Zunächst lernt der geneigte Leser die Protagonistin sehr genau kennen, weil die Ich-Perspektive in der Textform gewählt wurde. Zwar bleibt vieles von Keiko im Dunkeln, weil sie tatsächlich wenig Ansprüche zu haben scheint, aber man fühlt sich ihr dennoch nah und akzeptiert ihr Wesen voll und ganz. Umso nervtötender wirken „die anderen“, die hier in Form von losen Bekannten, Arbeitskollegen oder Familienangehörigen daherkommen und sich ununterbrochen einmischen. Irgendwann ist man dann der Überzeugung, dass es für Keiko keinen Sinn macht, sich an die Normen der Gesellschaft anzupassen, weil sie damit ihr innerstes Wesen verleugnet und gleichzeitig fragt man sich, wie viel Wert überhaupt darin liegt, dass die Menschheit immer danach strebt, so gleichförmig und ähnlich sein zu wollen und für Individualismus so wenig Platz bleibt.

Besonders hervorheben möchte ich die für mich absolut unschlagbare humorvolle Umsetzung des Ganzen, denn gerade die einzelnen Szenen im Supermarkt empfand ich, die selbst im Handel tätig ist, wahnsinnig treffend und urkomisch, ich musste sehr oft sehr laut lachen und allein dieser Umstand macht mir das Buch auf der zwischenmenschlichen Ebene sympathisch. Ohnehin überwiegt ein positiver, lebensbejahender Erzählton, der die geschilderten Umstände eher komisch und abstrus wirken lässt als bitterernst und anklagend. Ein Weichmacher, der dafür plädiert, jeden so sein zu lassen, wie er eben ist. Die einen finden Erfüllung daran, sich gesellschaftsfähig hervorzutun, die anderen möchten einfach nur ihre Ruhe und irgendetwas, was sie im Herzen glücklich sein lässt, auch wenn es dabei nur darum geht, möglichst erfolgreich Reistaschen zu verkaufen.

Fazit

Ich vergebe gute 4 Lesesterne, aus denen beinahe 5 geworden wären, wenn das Ende nicht ganz so abrupt gekommen wäre und auch die weitere Entwicklung der Protagonistin noch ein paar Seiten länger nachvollziehbar gewesen wäre. Es ist ein witziges, abstraktes und sehr unterhaltsames Buch, welches eine ernstzunehmende Botschaft gekonnt in eine locker-leichte Geschichte verpackt und gerade durch diese ungewöhnliche Kombination das Herz des Lesers erobern kann.

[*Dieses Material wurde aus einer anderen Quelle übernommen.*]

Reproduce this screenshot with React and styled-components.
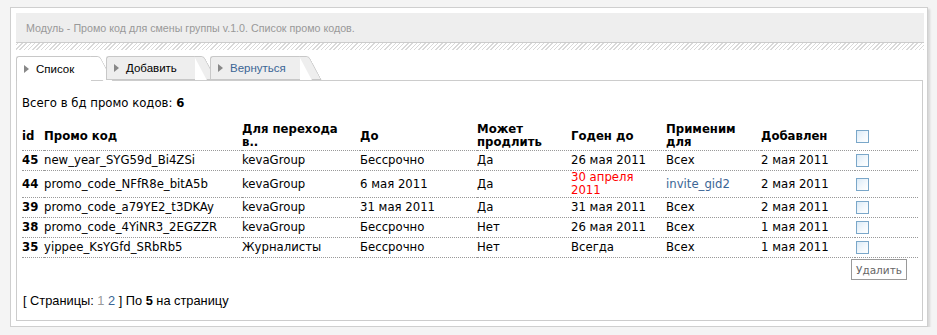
import React from "react";
import styled, { createGlobalStyle } from "styled-components";

const GlobalStyle = createGlobalStyle`
  html, body {
    margin: 0;
    padding: 0;
    background: #f4f4f4;
  }
  body {
    font-family: "DejaVu Sans", Verdana, sans-serif;
    font-size: 11.7px;
    color: #000;
  }
`;

const Page = styled.div`
  padding: 7px 9px 0 10px;
`;

const Panel = styled.div`
  background: #fff;
  border: 1px solid #cfcfcf;
  box-shadow: 2px 2px 2px rgba(0, 0, 0, 0.12);
  padding: 5px 3px 5px 5px;
`;

const TitleBar = styled.div`
  background: #eeeeee;
  border-bottom: 1px solid #cccccc;
  height: 29px;
  display: flex;
  align-items: center;
  padding-left: 10px;
  font-family: "Liberation Sans", Arial, sans-serif;
  font-size: 10.7px;
  color: #999;
`;

const Hatch = styled.div`
  height: 7px;
  margin-bottom: 6px;
  background: repeating-linear-gradient(
    -45deg,
    #d9d9d9 0px,
    #d9d9d9 1px,
    #ffffff 1px,
    #ffffff 3px
  );
`;

const TabRow = styled.div`
  display: flex;
  height: 24px;
  position: relative;
  z-index: 1;
`;

const Tab = styled.div`
  position: relative;
  width: ${(p) => p.$w}px;
  margin-right: 15px;
  height: ${(p) => (p.$active ? 25 : 24)}px;
  box-sizing: border-box;
  border-top: 1px solid #c8c8c8;
  border-left: 1px solid #c8c8c8;
  border-top-left-radius: 3px;
  background: ${(p) => (p.$active ? "#ffffff" : "#eeeeee")};
  border-bottom: ${(p) => (p.$active ? "none" : "1px solid #c8c8c8")};
  display: flex;
  align-items: center;
  padding-left: 7px;
  font-family: "Liberation Sans", Arial, sans-serif;
  font-size: 11.5px;
  color: ${(p) => (p.$link ? "#3b6595" : "#000")};

  &::after {
    content: "";
    position: absolute;
    top: -1px;
    right: -9px;
    width: 10px;
    height: ${(p) => (p.$active ? 25 : 24)}px;
    box-sizing: border-box;
    background: inherit;
    border-top: 1px solid #c8c8c8;
    border-right: 1px solid #c8c8c8;
    border-bottom: ${(p) => (p.$active ? "none" : "1px solid #c8c8c8")};
    border-top-right-radius: 3px;
    transform: skewX(28deg);
    transform-origin: top left;
  }
`;

const Arrow = styled.span`
  width: 0;
  height: 0;
  border-top: 4px solid transparent;
  border-bottom: 4px solid transparent;
  border-left: 5px solid #888;
  margin-right: 7px;
`;

const TabLabel = styled.span`
  position: relative;
  z-index: 2;
`;

const Content = styled.div`
  border: 1px solid #cccccc;
  margin-right: 1px;
  padding: 16px 6px 12px 5px;
`;

const Total = styled.div`
  line-height: 13px;
  margin-bottom: 12px;
`;

const Table = styled.table`
  width: 896px;
  table-layout: fixed;
  border-collapse: collapse;
`;

const Th = styled.th`
  text-align: left;
  font-weight: bold;
  line-height: 13px;
  padding: 1px 6px 1px 0;
  vertical-align: middle;
  border-bottom: 1px dotted #999;
`;

const Td = styled.td`
  line-height: 13px;
  padding: 0 4px 0 0;
  vertical-align: middle;
  border-bottom: 1px dotted #999;
  white-space: ${(p) => (p.$wrap ? "normal" : "nowrap")};
  color: ${(p) => (p.$red ? "#ff0000" : p.$link ? "#3b6595" : "#000")};
  font-weight: ${(p) => (p.$bold ? "bold" : "normal")};
`;

const Check = styled.span`
  display: block;
  width: 11px;
  height: 11px;
  margin: 3px 0 3px 1px;
  border: 1px solid #7aa7c9;
  background: linear-gradient(135deg, #dcebf7 0%, #f4f9fd 60%, #ffffff 100%);
`;

const Actions = styled.div`
  display: flex;
  justify-content: flex-end;
  padding-right: 9px;
  margin-top: 1px;
`;

const Button = styled.button`
  width: 56px;
  height: 21px;
  box-sizing: border-box;
  border: 1px solid #9a9a9a;
  background: #fff;
  color: #666;
  font-family: "DejaVu Sans", Verdana, sans-serif;
  font-size: 10.5px;
  padding: 0;
`;

const Pager = styled.div`
  margin-top: 14px;
  font-family: "Liberation Sans", Arial, sans-serif;
  font-size: 12.8px;
  line-height: 14px;
  padding-left: 1px;
`;

const PageNum = styled.span`
  color: ${(p) => (p.$current ? "#999" : "#3b6595")};
`;

const cols = [22, 198, 118, 117, 94, 95, 95, 94, 63];

const rows = [
  { id: 45, code: "new_year_SYG59d_Bi4ZSi", dest: "kevaGroup", until: "Бессрочно", ext: "Да", valid: "26 мая 2011", apply: "Всех", added: "2 мая 2011" },
  { id: 44, code: "promo_code_NFfR8e_bitA5b", dest: "kevaGroup", until: "6 мая 2011", ext: "Да", valid: "30 апреля 2011", expired: true, apply: "invite_gid2", link: true, added: "2 мая 2011" },
  { id: 39, code: "promo_code_a79YE2_t3DKAy", dest: "kevaGroup", until: "31 мая 2011", ext: "Да", valid: "31 мая 2011", apply: "Всех", added: "2 мая 2011" },
  { id: 38, code: "promo_code_4YiNR3_2EGZZR", dest: "kevaGroup", until: "Бессрочно", ext: "Нет", valid: "26 мая 2011", apply: "Всех", added: "1 мая 2011" },
  { id: 35, code: "yippee_KsYGfd_SRbRb5", dest: "Журналисты", until: "Бессрочно", ext: "Нет", valid: "Всегда", apply: "Всех", added: "1 мая 2011" },
];

export default function App() {
  return (
    <>
      <GlobalStyle />
      <Page>
        <Panel>
          <TitleBar>Модуль - Промо код для смены группы v.1.0. Список промо кодов.</TitleBar>
          <Hatch />
          <TabRow>
            <Tab $active $w={75}>
              <Arrow />
              <TabLabel>Список</TabLabel>
            </Tab>
            <Tab $w={89}>
              <Arrow />
              <TabLabel>Добавить</TabLabel>
            </Tab>
            <Tab $w={90} $link>
              <Arrow />
              <TabLabel>Вернуться</TabLabel>
            </Tab>
          </TabRow>
          <Content>
            <Total>
              Всего в бд промо кодов: <b>6</b>
            </Total>
            <Table>
              <colgroup>
                {cols.map((w, i) => (
                  <col key={i} style={{ width: w }} />
                ))}
              </colgroup>
              <thead>
                <tr>
                  <Th>id</Th>
                  <Th>Промо код</Th>
                  <Th>Для перехода в..</Th>
                  <Th>До</Th>
                  <Th>Может продлить</Th>
                  <Th>Годен до</Th>
                  <Th>Применим для</Th>
                  <Th>Добавлен</Th>
                  <Th>
                    <Check />
                  </Th>
                </tr>
              </thead>
              <tbody>
                {rows.map((r) => (
                  <tr key={r.id}>
                    <Td $bold>{r.id}</Td>
                    <Td>{r.code}</Td>
                    <Td>{r.dest}</Td>
                    <Td>{r.until}</Td>
                    <Td>{r.ext}</Td>
                    <Td $red={r.expired} $wrap={r.expired}>
                      {r.valid}
                    </Td>
                    <Td $link={r.link}>{r.apply}</Td>
                    <Td>{r.added}</Td>
                    <Td>
                      <Check />
                    </Td>
                  </tr>
                ))}
              </tbody>
            </Table>
            <Actions>
              <Button>Удалить</Button>
            </Actions>
            <Pager>
              [ Страницы: <PageNum $current>1</PageNum> <PageNum>2</PageNum> ] По <b>5</b> на страницу
            </Pager>
          </Content>
        </Panel>
      </Page>
    </>
  );
}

Es gibt weder den erhobenen Zeigefinger, noch die ultimative Lösung des Problems, stattdessen appelliert die japanische Autorin Sayaka Murata an die Fähigkeit des Menschen, auch anders gestrickte Personen hinzunehmen, die sich um Konventionen im herkömmlichen Sinne überhaupt keine Gedanken machen und einfach nur einen Platz im Gefüge möchten, der nicht ununterbrochen in Frage gestellt wird. Ich setze nun „Das Seidenraupenzimmer“, einen anderen Roman der Autorin auf meine Wunschliste, denn dieser hier hat mir sehr gut gefallen.